Opposing the elimination of these tax credits are democrats who supported the IRA in the first place, along with the current US Energy Secretary and the United Auto Workers labor union. They’re concerned that eliminating the tax credit would hurt American car companies and result in lowered production as well as the loss of jobs. The tax credit has been instrumental in manufacturers like Ford and GM moving forward with big efforts in the EV market; getting rid of these credits could hamper these efforts. This would leave US companies falling behind foreign competitors, including EV developers in China—the largest auto market in the world—and could cause innovation in US engineering to stall or falter. So far, the Big Three US car companies have not commented on the potential elimination of the tax credit.

A light blue 2024 Rivian R1T and a dark blue Rivian R1S are shown in a garage.

What Does This Mean for Car Buyers?

This year, 87% of drivers who bought an EV in the US took advantage of all or part of the EV tax credit, according to a study by J.D. Power. Their researchers also determined that 64% of people who bought or leased a luxury EV this year said the tax credits and other incentives were a big part of that decision; for non-luxury vehicles, 49% of buyers said the credit affected their decision to go electric.

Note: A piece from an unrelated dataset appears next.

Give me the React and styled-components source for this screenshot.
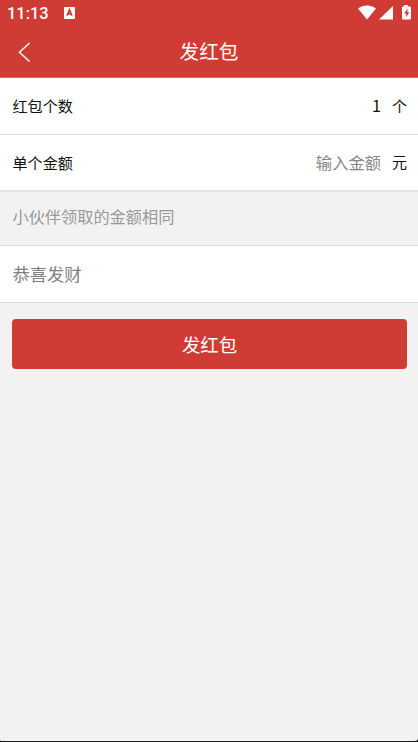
import styled, { createGlobalStyle } from 'styled-components'

const GlobalStyle = createGlobalStyle`
  * {
    box-sizing: border-box;
  }

  body {
    margin: 0;
    background: #f2f2f2;
    font-family: 'Noto Sans CJK SC', sans-serif;
    color: #111;
  }
`

const Screen = styled.div`
  display: flex;
  flex-direction: column;
  height: 742px;
  overflow: hidden;
  background: #1b1b1b;
`

const Page = styled.div`
  display: flex;
  flex-direction: column;
  height: 741px;
  overflow: hidden;
  border-radius: 0 0 3px 1px;
  background: #f2f2f2;
`

const StatusBar = styled.div`
  display: flex;
  align-items: center;
  height: 26px;
  padding: 0 6px 0 7px;
  background: #cf3c35;
  color: #fff;
`

const Clock = styled.span`
  width: 57px;
  padding-top: 1px;
  font-family: Roboto, sans-serif;
  font-size: 16.4px;
  font-weight: 500;
  line-height: 26px;
`

const StatusIcons = styled.div`
  display: flex;
  align-items: center;
  margin-left: auto;
`

const Header = styled.header`
  display: grid;
  grid-template-columns: 50px 1fr 50px;
  align-items: center;
  height: 52px;
  background: #cf3c35;
  color: #fff;
  border-bottom: 1px solid #d9665f;
`

const BackButton = styled.button`
  display: flex;
  padding: 0 0 0 17px;
  border: none;
  background: none;
  color: inherit;
`

const Title = styled.h1`
  margin: 0;
  font-size: 19.6px;
  font-weight: 400;
  line-height: 49px;
  padding-bottom: 2px;
  text-align: center;
`

const Row = styled.div`
  display: flex;
  align-items: center;
  height: 57px;
  padding: 0 11px 2px 12.5px;
  background: #fff;
  border-bottom: ${({ $border }) => $border};
`

const Label = styled.span`
  flex: 1;
  font-size: 15.1px;
`

const Value = styled.span`
  font-size: 16.3px;
  color: ${({ $placeholder }) => ($placeholder ? '#858585' : '#111')};
`

const Unit = styled.span`
  margin-left: 11px;
  font-size: 15px;
`

const Hint = styled.p`
  height: 54px;
  margin: 0;
  padding-left: 12.5px;
  border-bottom: 1px solid #dadada;
  font-size: 16.2px;
  line-height: 49px;
  color: #999;
`

const Greeting = styled.span`
  font-size: 17.3px;
  color: #808080;
`

const SendButton = styled.button`
  height: 50px;
  margin: 16px 11px 0 12px;
  padding: 0;
  border: none;
  border-radius: 4px;
  background: #cf3c35;
  color: #fff;
  font-family: inherit;
  font-size: 18.4px;
  line-height: 50px;
`

function KeyboardIcon() {
  return (
    <svg width="11" height="12" viewBox="0 0 11 12">
      <rect width="11" height="12" rx="1" fill="#fff" />
      <path
        d="M3 8.6 5.5 2.8 8 8.6M4 6.8h3"
        fill="none"
        stroke="#cf3c35"
        strokeWidth="1.7"
      />
    </svg>
  )
}

function SignalIcons() {
  return (
    <svg width="54" height="16" viewBox="0 0 54 16" fill="#fff">
      <path d="M0 3.5C5-.6 13-.6 18 3.5L9 14.5Z" />
      <path d="M35 1v13.5H21Z" />
      <path d="M46 0h4v1.5h2q1 0 1 1v11q0 1-1 1h-7q-1 0-1-1v-11q0-1 1-1h1Z" />
      <path d="m49.5 3.5-3.4 5h2v3.7l3.2-5h-1.8Z" fill="#cf3c35" />
    </svg>
  )
}

export default function App() {
  return (
    <>
      <GlobalStyle />
      <Screen>
        <Page>
          <StatusBar>
            <Clock>11:13</Clock>
            <KeyboardIcon />
            <StatusIcons>
              <SignalIcons />
            </StatusIcons>
          </StatusBar>
          <Header>
            <BackButton aria-label="返回">
              <svg width="14" height="20" viewBox="0 0 14 20">
                <path
                  d="M12.6.9 2.4 10.2l10.2 9.3"
                  fill="none"
                  stroke="#fff"
                  strokeWidth="1.4"
                />
              </svg>
            </BackButton>
            <Title>发红包</Title>
          </Header>
          <Row $border="1px solid #e2e2e2">
            <Label>红包个数</Label>
            <Value>1</Value>
            <Unit>个</Unit>
          </Row>
          <Row $border="2px solid #e4e4e4">
            <Label>单个金额</Label>
            <Value $placeholder>输入金额</Value>
            <Unit>元</Unit>
          </Row>
          <Hint>小伙伴领取的金额相同</Hint>
          <Row $border="1px solid #dcdcdc">
            <Greeting>恭喜发财</Greeting>
          </Row>
          <SendButton>发红包</SendButton>
        </Page>
      </Screen>
    </>
  )
}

Anyone currently contemplating buying an EV should do so sooner rather than later since the tax incentive may very well disappear completely—or at least be harder to take advantage of. Effectively taking $7,500 off the cost of an EV is nothing to sneeze at and brings them closer to the price tag of similar, conventional models. Without that, widespread adoption of EVs will likely slow, which could impact a number of other things, such as the expansion of charging station networks across the US. I can’t predict the future, but eliminating the tax credit seems to harm car buyers without offering anything in return.